Cold case sexual assault unit expanding with $1.4 million federal rant

FRANKFORT, KY. (WTVQ) – Attorney Generals Office has been awarded a $1.4 million federal grant to expand its Sexual Assault Cold Case Unit and further investigate and prosecute sexual assault cold cases, many of which resulted from the state’s Sexual Assault Forensic Exam (SAFE) kit backlog discovered in 2015.

They say the three-year Sexual Assault Kit Initiative (SAKI) grant awarded by the U.S. Department of Justice is the second grant they have received.

In 2018, the office hired a victim advocate, investigator, prosecutor and a SAKI coordinator and established a Cold Case Unit after receipt of a nearly $3 million grant.

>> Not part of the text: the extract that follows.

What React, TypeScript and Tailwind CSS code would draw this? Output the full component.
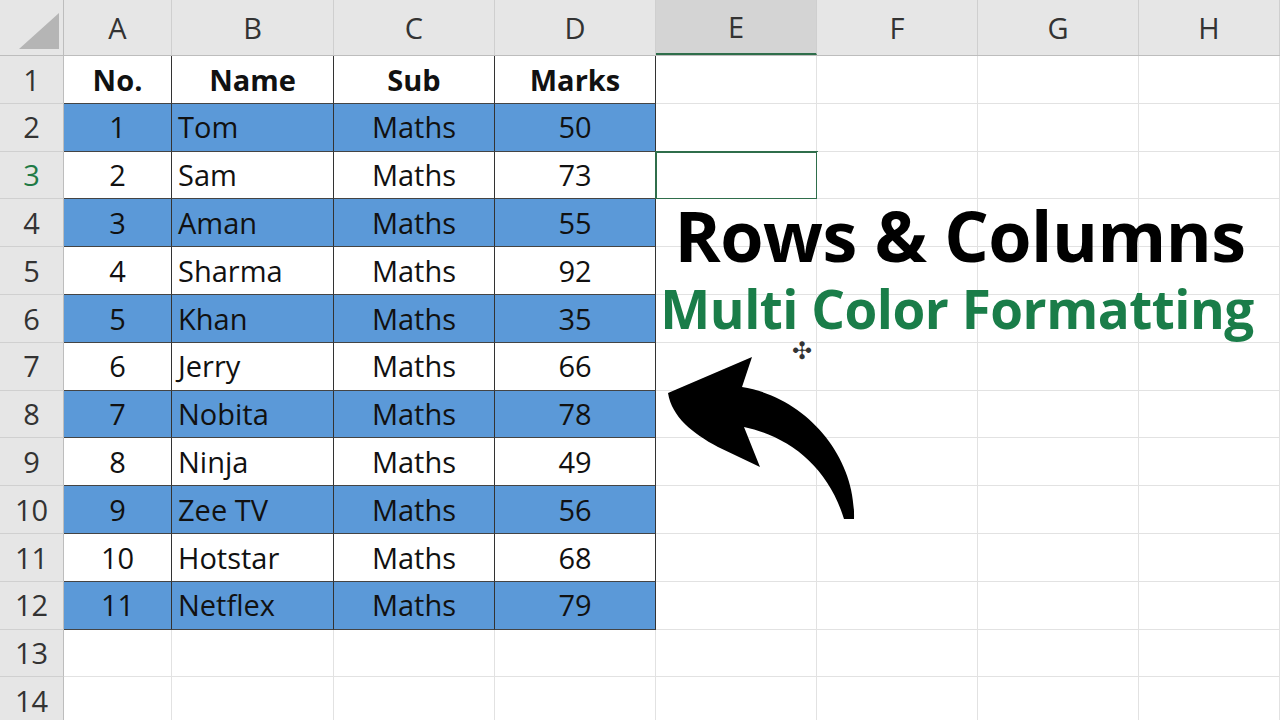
const cols = [
  { l: 'A', w: 108 },
  { l: 'B', w: 162 },
  { l: 'C', w: 161 },
  { l: 'D', w: 161 },
  { l: 'E', w: 161 },
  { l: 'F', w: 161 },
  { l: 'G', w: 161 },
  { l: 'H', w: 141 },
];

const data = [
  ['1', 'Tom', '50'],
  ['2', 'Sam', '73'],
  ['3', 'Aman', '55'],
  ['4', 'Sharma', '92'],
  ['5', 'Khan', '35'],
  ['6', 'Jerry', '66'],
  ['7', 'Nobita', '78'],
  ['8', 'Ninja', '49'],
  ['9', 'Zee TV', '56'],
  ['10', 'Hotstar', '68'],
  ['11', 'Netflex', '79'],
];

function Row({ n, cells, blue, bold, active }: { n: number; cells: string[]; blue?: boolean; bold?: boolean; active?: boolean }) {
  const bg = blue ? 'bg-[#5b99d8]' : 'bg-white';
  const tc = bold ? 'font-bold' : '';
  const tableBorder = 'border-r border-[#333] border-b border-b-[#444]';
  return (
    <div className="flex h-[47.8px]">
      <div className={`w-[64px] shrink-0 flex items-center justify-center bg-[#e6e6e6] border-r border-[#bdbdbd] border-b border-b-[#d0d0d0] ${active ? 'text-[#1f7a45] bg-[#d6d6d6]' : 'text-[#333]'}`}>
        {n}
      </div>
      {cols.map((c, i) => {
        const inTable = i < 4 && cells.length > 0;
        const txt = inTable ? cells[i] : '';
        const align = i === 1 && !bold ? 'justify-start pl-[6px]' : 'justify-center';
        return (
          <div
            key={c.l}
            style={{ width: c.w }}
            className={`shrink-0 flex items-center ${align} ${tc} ${inTable ? `${bg} ${tableBorder}` : 'bg-white border-r border-[#e2e2e2] border-b border-b-[#e2e2e2]'} ${active && i === 4 ? 'outline-2 outline-[#2f6e4b] -outline-offset-1' : ''}`}
          >
            {txt}
          </div>
        );
      })}
    </div>
  );
}

export default function App() {
  return (
    <div className="relative w-[1280px] h-[720px] overflow-hidden bg-white text-[29px] text-[#111]" style={{ fontFamily: '"Open Sans", "Noto Sans", sans-serif' }}>
      <div className="flex h-[56px] bg-[#e6e6e6] border-b border-[#bdbdbd]">
        <div className="w-[64px] shrink-0 relative border-r border-[#bdbdbd]">
          <div className="absolute right-[4px] bottom-[6px] w-0 h-0 border-l-[40px] border-l-transparent border-b-[36px] border-b-[#b5b5b5]" />
        </div>
        {cols.map((c) => (
          <div key={c.l} style={{ width: c.w }} className={`shrink-0 flex items-center justify-center border-r border-[#cfcfcf] text-[#333] ${c.l === 'E' ? 'bg-[#d4d4d4] border-b-2 border-b-[#2f6e4b]' : ''}`}>
            {c.l}
          </div>
        ))}
      </div>
      <Row n={1} cells={['No.', 'Name', 'Sub', 'Marks']} bold />
      {data.map((d, i) => (
        <Row key={i} n={i + 2} cells={[d[0], d[1], 'Maths', d[2]]} blue={i % 2 === 0} active={i === 1} />
      ))}
      <Row n={13} cells={[]} />
      <Row n={14} cells={[]} />

      <div className="absolute left-[640px] top-[200px] w-[640px] text-center font-bold text-[70px] leading-none text-black tracking-[-0.5px]">
        Rows &amp; Columns
      </div>
      <div className="absolute left-[640px] top-[282px] w-[634px] text-center font-bold text-[53px] leading-none text-[#1a7d49] tracking-[-0.5px]">
        Multi Color Formatting
      </div>
      <div className="absolute left-[792px] top-[338px] text-[24px] leading-none text-[#333]">✣</div>
      <svg className="absolute left-[660px] top-[355px]" width="210" height="170" viewBox="0 0 210 170">
        <path
          d="M8 38 L92 2 L82 32 C145 42 196 100 194 164 L184 164 C168 112 130 82 84 72 L100 112 L58 92 C32 78 12 62 8 38 Z"
          fill="#000"
        />
      </svg>
    </div>
  );
}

The original funds also allowed for the testing of an additional 1,424 SAFE kits not previously identified, the hiring of a cold case investigator for Kentucky State Police (KSP), a University of Louisville backlog research project and the formation of a SAKI task force.

With the new grant funds, they will hire another investigator, permanently detailed to the Louisville Metro Police Department (LMPD), and a crime analyst for the Cold Case Unit. In an effort to assist in the identification of a suspect in the cases in which a DNA profile has been developed but there is no identified perpetrator, funding will support specialized DNA testing for up to 50 kits. The funding will also support overtime for KSP lab personnel working to crack these cases.

Kentucky is only one of the few states that has tested every backlogged SAFE kit.